A. I think the fact that I have been a resident here my entire time in Atlanta (native of Washington D.C.–and I mean the city, not the suburbs). I am a dedicated urbanite. I enjoy and exult in in-town living. I am dedicated to serving the families of in town Atlanta. My years and experience of teaching, supporting teachers, families in Montessori schools and my other work (pre-natal exercise, education, infant massage, yoga for children and adults, creative movement, et al.) led me to do what I knew I wanted to do and what I clearly identified as a need to be filled: offer quality education and support to families in our in town communities. There was no Montessori school in these neighborhoods and as my first child was moving through her senior year at Paideia, I knew it was the right time! The existing schools all had long wait lists.

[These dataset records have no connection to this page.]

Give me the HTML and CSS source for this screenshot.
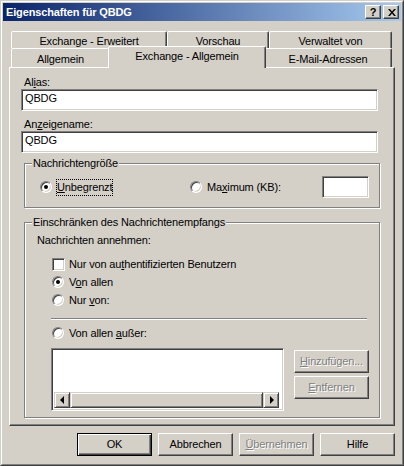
FILE: index.html
```html
<!DOCTYPE html>
<html lang="de">
<head>
<meta charset="UTF-8" />
<title>Eigenschaften für QBDG</title>
<link rel="stylesheet" href="styles.css">
</head>
<body>
  <div class="window">
    <div class="frame">
      <div class="titlebar">
        <span class="title">Eigenschaften für QBDG</span>
        <div class="caption-btns">
          <span class="cap-btn help">?</span>
          <span class="cap-btn">
            <svg width="8" height="7" viewBox="0 0 8 7">
              <path d="M0 0h2l2 2.5 2-2.5h2l-3 3.5 3 3.5h-2l-2-2.5-2 2.5h-2l3-3.5z" fill="#000"/>
            </svg>
          </span>
        </div>
      </div>

      <div class="dialog">
        <div class="tabs">
          <div class="tab-row back">
            <div class="tab tab-erweitert">Exchange - Erweitert</div>
            <div class="tab tab-vorschau">Vorschau</div>
            <div class="tab tab-verwaltet">Verwaltet von</div>
          </div>
          <div class="tab-row front">
            <div class="tab tab-allgemein">Allgemein</div>
            <div class="tab tab-active">Exchange - Allgemein</div>
            <div class="tab tab-mail">E-Mail-Adressen</div>
          </div>
        </div>

        <div class="panel">
          <label class="field-label">Al<u>i</u>as:</label>
          <div class="edit">QBDG</div>
          <label class="field-label second">An<u>z</u>eigename:</label>
          <div class="edit">QBDG</div>

          <div class="group size-group">
            <span class="legend">Nachrichtengröße</span>
            <div class="size-row">
              <div class="option opt-unlimited">
                <span class="radio checked"></span>
                <span class="focus"><u>U</u>nbegrenzt</span>
              </div>
              <div class="option">
                <span class="radio"></span>
                <span class="opt-text">Ma<u>x</u>imum (KB):</span>
              </div>
              <div class="edit size-edit"></div>
            </div>
          </div>

          <div class="group accept-group">
            <span class="legend">Einschränken des Nachrichtenempfangs</span>
            <div class="accept-title">Nachrichten annehmen:</div>
            <div class="choice first">
              <span class="checkbox"></span>
              <span class="choice-text">Nur von au<u>t</u>hentifizierten Benutzern</span>
            </div>
            <div class="choice">
              <span class="radio checked"></span>
              <span class="choice-text">V<u>o</u>n allen</span>
            </div>
            <div class="choice">
              <span class="radio"></span>
              <span class="choice-text">Nur <u>v</u>on:</span>
            </div>
            <div class="separator"></div>
            <div class="choice except">
              <span class="radio"></span>
              <span class="choice-text">Von allen <u>a</u>ußer:</span>
            </div>
            <div class="list-row">
              <div class="listbox">
                <div class="list-area"></div>
                <div class="hscroll">
                  <span class="sb-btn"><span class="arrow left"></span></span>
                  <span class="sb-thumb"></span>
                  <span class="sb-btn"><span class="arrow right"></span></span>
                </div>
              </div>
              <div class="list-btns">
                <span class="btn disabled"><u>H</u>inzufügen...</span>
                <span class="btn disabled"><u>E</u>ntfernen</span>
              </div>
            </div>
          </div>
        </div>

        <div class="buttons">
          <span class="btn default">OK</span>
          <span class="btn">Abbrechen</span>
          <span class="btn disabled"><u>Ü</u>bernehmen</span>
          <span class="btn">Hilfe</span>
        </div>
      </div>
    </div>
  </div>
</body>
</html>
```

FILE: styles.css
```css
/* Reset */
* {
  box-sizing: border-box;
}

body {
  margin: 0;
  background: #d4d0c8;
  font-family: "Liberation Sans", Arial, sans-serif;
  font-size: 11px;
  line-height: 13px;
  letter-spacing: -0.15px;
  color: #000;
}

u {
  text-decoration: underline;
  text-underline-offset: 1px;
}

/* Window frame */
.window {
  width: 404px;
  height: 466px;
  border: 1px solid;
  border-color: #d4d0c8 #404040 #404040 #d4d0c8;
  background: #d4d0c8;
}

.frame {
  height: 100%;
  border: 1px solid;
  border-color: #fff #808080 #808080 #fff;
  padding: 1px;
  display: flex;
  flex-direction: column;
}

.titlebar {
  height: 18px;
  flex-shrink: 0;
  background: linear-gradient(to right, #0a246a, #a6caf0);
  display: flex;
  align-items: center;
  justify-content: space-between;
  padding: 0 2px 0 2px;
}

.title {
  color: #fff;
  font-weight: bold;
  padding-left: 1px;
}

.caption-btns {
  display: flex;
  gap: 2px;
}

.cap-btn {
  width: 16px;
  height: 14px;
  background: #d4d0c8;
  border: 1px solid;
  border-color: #fff #404040 #404040 #fff;
  box-shadow: inset -1px -1px 0 #808080;
  display: flex;
  align-items: center;
  justify-content: center;
  font-weight: bold;
  font-size: 11px;
}

.cap-btn svg {
  margin-left: 1px;
}

/* Dialog body */
.dialog {
  flex: 1;
  padding: 10px 6px 0 6px;
  display: flex;
  flex-direction: column;
}

.tabs {
  height: 36px;
  padding: 0 3px 0 2px;
  display: flex;
  flex-direction: column;
}

.tab-row {
  display: flex;
}

.tab-row.back {
  height: 17px;
}

.tab-row.front {
  height: 19px;
  align-items: flex-start;
}

.tab {
  height: 100%;
  background: #d4d0c8;
  border: 1px solid;
  border-bottom: none;
  border-color: #fff #404040 transparent #fff;
  border-radius: 2px 2px 0 0;
  box-shadow: inset -1px 0 0 #808080;
  display: flex;
  align-items: center;
  justify-content: center;
  padding-top: 2px;
  white-space: nowrap;
}

.tab-erweitert { width: 156px; }
.tab-vorschau { width: 102px; }
.tab-verwaltet { width: 123px; }
.tab-allgemein { width: 99px; }
.tab-mail { width: 128px; }

.tab-active {
  width: 158px;
  height: 22px;
  margin: -2px -2px 0;
  padding-top: 0;
  padding-bottom: 2px;
  position: relative;
  z-index: 2;
}

.panel {
  height: 359px;
  border: 1px solid;
  border-color: #fff #404040 #404040 #fff;
  box-shadow: inset -1px -1px 0 #808080;
  padding: 8px 16px 0 11px;
  display: flex;
  flex-direction: column;
}

.field-label {
  display: block;
  height: 13px;
  padding-left: 3px;
}

.field-label.second {
  margin-top: 7px;
}

.edit {
  height: 22px;
  background: #fff;
  border: 1px solid;
  border-color: #808080 #fff #fff #808080;
  box-shadow: inset 1px 1px 0 #404040, inset -1px -1px 0 #d4d0c8;
  padding: 2px 3px 0;
}

/* Group boxes */
.group {
  margin: 0 -2px 0 3px;
  border: 1px solid #808080;
  box-shadow: inset 1px 1px 0 #fff, 1px 1px 0 #fff;
  display: flex;
  flex-direction: column;
}

.legend {
  align-self: flex-start;
  margin: -7px 0 0 7px;
  padding: 0 1px;
  background: #d4d0c8;
}

.size-group {
  margin-top: 10px;
  height: 45px;
}

.size-row {
  display: flex;
  align-items: center;
  height: 22px;
  margin-top: 6px;
  padding-left: 15px;
}

.option {
  display: flex;
  align-items: center;
}

.opt-unlimited {
  width: 150px;
}

.focus {
  margin-left: 4px;
  border: 1px dotted #000;
  padding: 1px 0 1px 0;
}

.opt-text {
  margin-left: 5px;
}

.size-edit {
  width: 47px;
  margin-left: auto;
  margin-right: 10px;
}

.radio {
  width: 12px;
  height: 12px;
  flex-shrink: 0;
  border-radius: 50%;
  border: 1px solid;
  border-color: #808080 #fff #fff #808080;
  box-shadow: inset 1px 1px 0 #404040, inset -1px -1px 0 #d4d0c8;
  background: #fff;
  display: flex;
  align-items: center;
  justify-content: center;
}

.radio.checked::after {
  content: "";
  width: 4px;
  height: 4px;
  border-radius: 50%;
  background: #000;
}

.checkbox {
  width: 13px;
  height: 13px;
  flex-shrink: 0;
  border: 1px solid;
  border-color: #808080 #fff #fff #808080;
  box-shadow: inset 1px 1px 0 #404040, inset -1px -1px 0 #d4d0c8;
  background: #fff;
}

.accept-group {
  margin-top: 14px;
  height: 196px;
}

.accept-title {
  margin-top: 5px;
  padding-left: 12px;
}

.choice {
  height: 18px;
  display: flex;
  align-items: center;
  padding-left: 27px;
}

.choice.first {
  margin-top: 8px;
}

.choice .choice-text {
  margin-left: 5px;
}

.choice.first .choice-text {
  margin-left: 4px;
}

.choice.except {
  margin-top: 4px;
}

.separator {
  margin: 9px 0 0 26px;
  width: 316px;
  height: 2px;
  border-top: 1px solid #808080;
  border-bottom: 1px solid #fff;
}

.list-row {
  display: flex;
  margin-top: 6px;
  padding-left: 26px;
}

.listbox {
  width: 233px;
  height: 63px;
  background: #fff;
  border: 1px solid;
  border-color: #808080 #fff #fff #808080;
  box-shadow: inset 1px 1px 0 #404040, inset -1px -1px 0 #d4d0c8;
  padding: 2px 4px 2px 2px;
  display: flex;
  flex-direction: column;
}

.list-area {
  flex: 1;
}

.hscroll {
  height: 16px;
  display: flex;
  background: #e8e6e2;
}

.sb-btn,
.sb-thumb {
  background: #d4d0c8;
  border: 1px solid;
  border-color: #d4d0c8 #404040 #404040 #d4d0c8;
  box-shadow: inset 1px 1px 0 #fff, inset -1px -1px 0 #808080;
}

.sb-btn {
  width: 16px;
  display: flex;
  align-items: center;
  justify-content: center;
}

.sb-thumb {
  flex: 1;
}

.arrow {
  width: 0;
  height: 0;
  border-top: 4px solid transparent;
  border-bottom: 4px solid transparent;
}

.arrow.left {
  border-right: 4px solid #000;
  margin-right: 1px;
}

.arrow.right {
  border-left: 4px solid #000;
  margin-left: 1px;
}

.list-btns {
  margin: 2px 0 0 10px;
  display: flex;
  flex-direction: column;
  gap: 3px;
}

/* Push buttons */
.btn {
  width: 75px;
  height: 23px;
  background: #d4d0c8;
  border: 1px solid;
  border-color: #fff #404040 #404040 #fff;
  box-shadow: inset -1px -1px 0 #808080;
  display: flex;
  align-items: center;
  justify-content: center;
  white-space: nowrap;
}

.btn.default {
  border-color: #000;
  box-shadow: inset 1px 1px 0 #fff, inset -1px -1px 0 #404040, inset -2px -2px 0 #808080;
}

.btn.disabled {
  color: #808080;
  text-shadow: 1px 1px 0 #fff;
}

.buttons {
  margin-top: 7px;
  display: flex;
  justify-content: flex-end;
  gap: 6px;
}
```
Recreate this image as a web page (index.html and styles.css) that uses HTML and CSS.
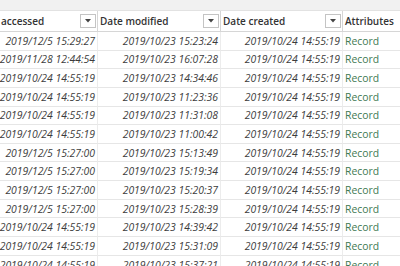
FILE: index.html
```html
<!DOCTYPE html>
<html>
<head>
<meta charset="utf-8">
<link rel="stylesheet" href="styles.css">
</head>
<body>
<div class="topband"></div>
<div class="grid">
  <div class="hcell"><span class="htext">accessed</span><span class="dd"><svg width="6" height="4" viewBox="0 0 6 4"><path d="M0 0H6L3 3.5Z" fill="#444"/></svg></span></div>
  <div class="hcell"><span class="htext">Date modified</span><span class="dd"><svg width="6" height="4" viewBox="0 0 6 4"><path d="M0 0H6L3 3.5Z" fill="#444"/></svg></span></div>
  <div class="hcell"><span class="htext">Date created</span><span class="dd"><svg width="6" height="4" viewBox="0 0 6 4"><path d="M0 0H6L3 3.5Z" fill="#444"/></svg></span></div>
  <div class="hcell last"><span class="htext">Attributes</span></div>

  <div class="c d">2019/12/5 15:29:27</div><div class="c d">2019/10/23 15:23:24</div><div class="c d">2019/10/24 14:55:19</div><div class="c r">Record</div>
  <div class="c d">2019/11/28 12:44:54</div><div class="c d">2019/10/23 16:07:28</div><div class="c d">2019/10/24 14:55:19</div><div class="c r">Record</div>
  <div class="c d">2019/10/24 14:55:19</div><div class="c d">2019/10/23 14:34:46</div><div class="c d">2019/10/24 14:55:19</div><div class="c r">Record</div>
  <div class="c d">2019/10/24 14:55:19</div><div class="c d">2019/10/23 11:23:36</div><div class="c d">2019/10/24 14:55:19</div><div class="c r">Record</div>
  <div class="c d">2019/10/24 14:55:19</div><div class="c d">2019/10/23 11:31:08</div><div class="c d">2019/10/24 14:55:19</div><div class="c r">Record</div>
  <div class="c d">2019/10/24 14:55:19</div><div class="c d">2019/10/23 11:00:42</div><div class="c d">2019/10/24 14:55:19</div><div class="c r">Record</div>
  <div class="c d">2019/12/5 15:27:00</div><div class="c d">2019/10/23 15:13:49</div><div class="c d">2019/10/24 14:55:19</div><div class="c r">Record</div>
  <div class="c d">2019/12/5 15:27:00</div><div class="c d">2019/10/23 15:19:34</div><div class="c d">2019/10/24 14:55:19</div><div class="c r">Record</div>
  <div class="c d">2019/12/5 15:27:00</div><div class="c d">2019/10/23 15:20:37</div><div class="c d">2019/10/24 14:55:19</div><div class="c r">Record</div>
  <div class="c d">2019/12/5 15:27:00</div><div class="c d">2019/10/23 15:28:39</div><div class="c d">2019/10/24 14:55:19</div><div class="c r">Record</div>
  <div class="c d">2019/10/24 14:55:19</div><div class="c d">2019/10/23 14:39:42</div><div class="c d">2019/10/24 14:55:19</div><div class="c r">Record</div>
  <div class="c d">2019/10/24 14:55:19</div><div class="c d">2019/10/23 15:31:09</div><div class="c d">2019/10/24 14:55:19</div><div class="c r">Record</div>
  <div class="c d">2019/10/24 14:55:19</div><div class="c d">2019/10/23 15:37:21</div><div class="c d">2019/10/24 14:55:19</div><div class="c r">Record</div>
</div>
</body>
</html>
```
FILE: styles.css
```css
html, body {
  margin: 0;
  padding: 0;
  background: #fff;
  width: 400px;
  height: 266px;
  overflow: hidden;
}
body {
  font-family: "Open Sans", "Noto Sans", sans-serif;
  color: #3a3a3a;
}
.topband {
  height: 11px;
  background: #f1f1f1;
  border-bottom: 1px solid #e2e2e2;
  box-sizing: border-box;
}
.grid {
  display: grid;
  grid-template-columns: 98px 123px 122px 80px;
  grid-auto-rows: 18.65px;
  grid-template-rows: 21px;
}
.hcell {
  display: flex;
  align-items: center;
  justify-content: space-between;
  border-right: 1px solid #d6d6d6;
  border-bottom: 1px solid #d6d6d6;
  padding: 0 1px 0 2px;
  font-size: 10px;
  font-weight: 600;
  color: #333;
  white-space: nowrap;
  overflow: hidden;
}
.grid .hcell:first-child {
  padding-left: 1px;
}
.hcell.last {
  border-right: none;
}
.dd {
  width: 14px;
  height: 12px;
  border: 1px solid #c4c4c4;
  display: flex;
  align-items: center;
  justify-content: center;
  flex: none;
}
.c {
  display: flex;
  align-items: center;
  border-right: 1px solid #ececec;
  border-bottom: 1px solid #e6e6e6;
  font-size: 10.4px;
  white-space: nowrap;
  overflow: hidden;
}
.d {
  justify-content: flex-end;
  font-style: italic;
  padding-right: 2px;
  color: #3c3c3c;
}
.r {
  padding-left: 2px;
  color: #3f7a52;
  border-right: none;
}
```
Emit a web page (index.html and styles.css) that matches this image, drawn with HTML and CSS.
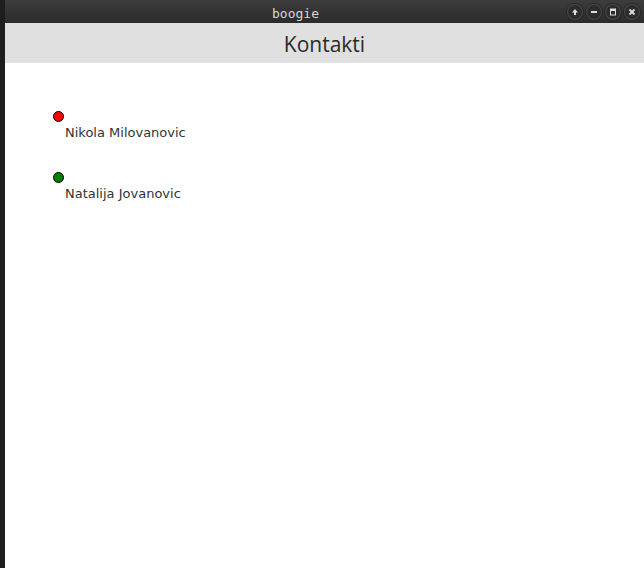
FILE: index.html
```html
<!DOCTYPE html>
<html>
<head>
<meta charset="utf-8">
<link rel="stylesheet" href="styles.css">
</head>
<body>
<div class="screen">
  <div class="side"></div>
  <div class="window">
    <div class="titlebar">
      <span class="title">boogie</span>
      <div class="controls">
        <span class="btn"><svg width="8" height="8" viewBox="0 0 8 8"><path d="M4 1 L7 4.5 H5 V7 H3 V4.5 H1 Z" fill="#ddd"/></svg></span>
        <span class="btn"><svg width="8" height="8" viewBox="0 0 8 8"><rect x="1" y="3" width="6" height="2" fill="#ddd"/></svg></span>
        <span class="btn"><svg width="8" height="8" viewBox="0 0 8 8"><rect x="1.5" y="1" width="5" height="6" fill="none" stroke="#ddd" stroke-width="1"/><rect x="1.5" y="1" width="5" height="2" fill="#ddd"/></svg></span>
        <span class="btn"><svg width="8" height="8" viewBox="0 0 8 8"><path d="M1.5 1.5 L6.5 6.5 M6.5 1.5 L1.5 6.5" stroke="#ddd" stroke-width="1.8"/></svg></span>
      </div>
    </div>
    <div class="header">Kontakti</div>
    <div class="content">
      <div class="contact">
        <span class="dot red"></span>
        <span class="name">Nikola Milovanovic</span>
      </div>
      <div class="contact">
        <span class="dot green"></span>
        <span class="name">Natalija Jovanovic</span>
      </div>
    </div>
  </div>
</div>
</body>
</html>
```

FILE: styles.css
```css
html, body {
  margin: 0;
  padding: 0;
  width: 644px;
  height: 568px;
  overflow: hidden;
}
.screen {
  display: flex;
  width: 644px;
  height: 568px;
}
.side {
  width: 5px;
  background: #1e1e1e;
  flex: none;
}
.window {
  flex: 1;
  display: flex;
  flex-direction: column;
  background: #fff;
}
.titlebar {
  height: 23px;
  background: linear-gradient(#3c3c3c, #2b2b2b);
  position: relative;
  display: flex;
  align-items: center;
  justify-content: center;
  flex: none;
}
.title {
  font-family: "DejaVu Sans Mono", monospace;
  font-size: 13px;
  color: #d8d8d8;
  margin-left: -58px;
  margin-top: 3px;
}
.controls {
  position: absolute;
  right: 4px;
  top: 4px;
  display: flex;
  gap: 3px;
}
.btn {
  width: 16px;
  height: 16px;
  border-radius: 50%;
  background: #2c2c2c;
  box-shadow: inset 0 0 0 1px #4a4a4a, 0 0 0 1px #262626;
  display: flex;
  align-items: center;
  justify-content: center;
}
.header {
  height: 40px;
  background: #e0e0e0;
  flex: none;
  display: flex;
  align-items: center;
  justify-content: center;
  font-family: "Open Sans", sans-serif;
  font-size: 21px;
  color: #2a2a2a;
  padding-top: 2px;
  box-sizing: border-box;
}
.content {
  padding: 48px 0 0 48px;
  display: flex;
  flex-direction: column;
  gap: 32px;
}
.contact {
  display: flex;
  flex-direction: column;
  align-items: flex-start;
}
.dot {
  width: 9px;
  height: 9px;
  border-radius: 50%;
  border: 1px solid #000;
}
.red { background: #ff0000; }
.green { background: #008000; }
.name {
  margin-left: 12px;
  margin-top: 3px;
  font-family: "DejaVu Sans", sans-serif;
  font-size: 13px;
  color: #333;
}
```
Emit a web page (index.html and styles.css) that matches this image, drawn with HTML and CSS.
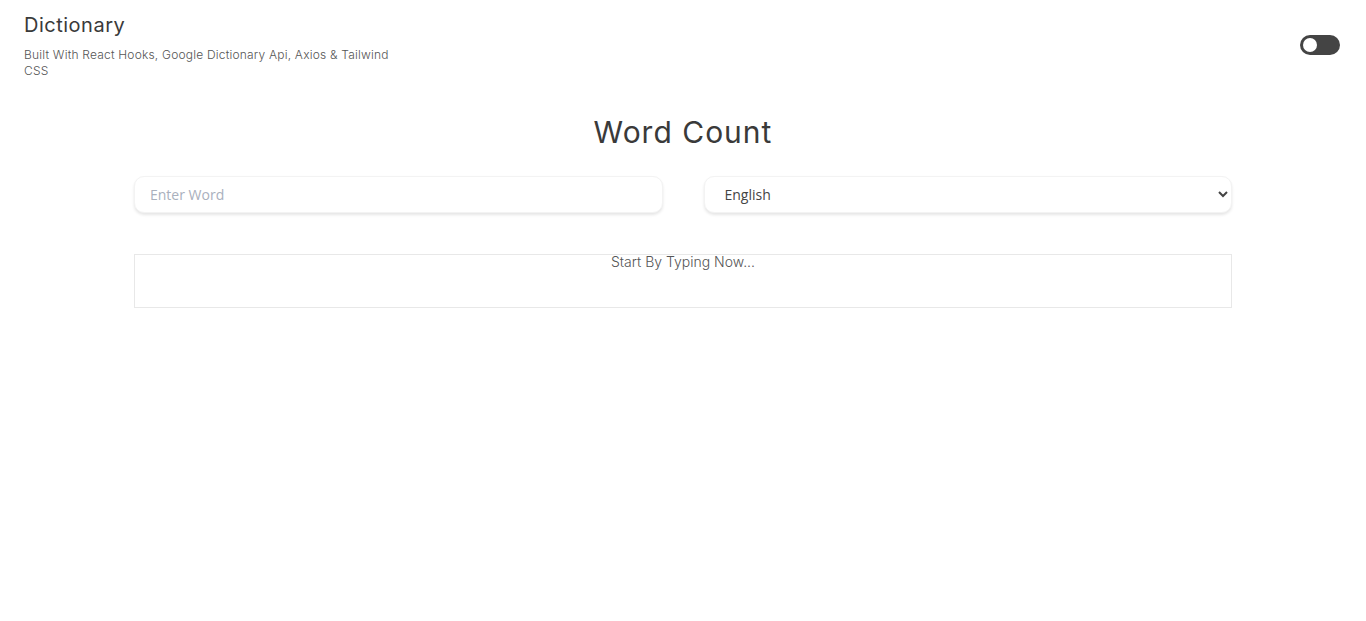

There weren’t enough spots for the swelling growth of families in our neighborhoods. There was not only a need there was a space as Montessori was not here. With the help of my husband and many friends and colleagues I was able to develop my vision into this reality. Now we have 3 classrooms, 2 campuses, a staff of 10 and serve 67 children.
A. The children love to come to school. They have a sense of ownership and take great pride in their accomplishments! The technical description of Montessori pedagogy might sound, on the surface, somewhat dry and academically oriented. But we serve the child in their total development and yes, while children are engaged in activities that might appear advanced it is because we offer them in a typical day’s time the opportunity to work in all areas of the classroom, choosing and following through to their own time frame, that which is absorbing to them. For, say, a 3 year old, this would include gardening, preparing their own snack, tracing sandpaper letters in preparation for forming them with chalk on a chalkboard, taking out and working with pieces of a puzzle map of the world’s continents, playing daily on the playground. The children love to learn from each other and while it might seem obvious how the older ones guide and teach you’d be amazed and delighted to see how the younger ones teach and support one another and the older ones, too. More parents tell us when their children wake up on Saturdays they are disappointed that it is not a school day!
Q. How involved are parents in the school?
A. Parents are invited to come to many different school sponsored events over the course of their time with us: socially, we have several school wide pot lucks in the year to just be together as we do have 2 campuses my vision is to always see us as one school! Parents help out with volunteers opportunities that vary from working in the garden twice a year on Saturdays to helping out with a class or school celebration such Valentine’s Day, International Day, and other seasonal celebrations. Parents are invited to attend a number of educational offerings throughout the year: Back to School Night, Teacher led Information Nights, Coffees with our Educational Director, and we host guest speakers to which our families and the larger community may attend. Attendance is requested, it is not a requirement. We hope that over the 3 or 4 year time here families will not only feel supported, but always welcomed and we know that ties and friendships with each other is an important part of a good school community. We do require that parents come in 2 times a year to observe their chid’s class as well as sit down 2 times a year with their child’s teacher at conference time. Our parent involvement is strong, but it might look different from one family to the next. The parent who might be able to come during school hours to help with a function might not the same parent who might come out the garden work day. We hope to not only offer many different times of involvement, but a variety of opportunities. Parents tell us they like that–they appreciate our understanding and support of them–that is certainly our mission! They also tell us they like the feel of our school: warmth and openness.
Q. How can a prospective parent find out more about Montessori In Town?
A. Come and see the school in action. Our Open Houses provide plenty of good information; we love to meet parents. But the next step is coming to observe during the school day. We schedule observations daily. Besides finding out what the Montessori philosophy is based on: developmental stages of humans, precisely designed materials to feed those stages, children of mixed ages learning side by side for 3 to 4 year cycles, supported by trained guides in a safe, respectful environment where individual choices and resulting responsibilities are built upon, etc. Web sites, books, we have a recommended reading list on our web site, for example, one has to come and see it to understand. You will have questions prior to coming and you will have answers and hopefully more other questions after a morning observation.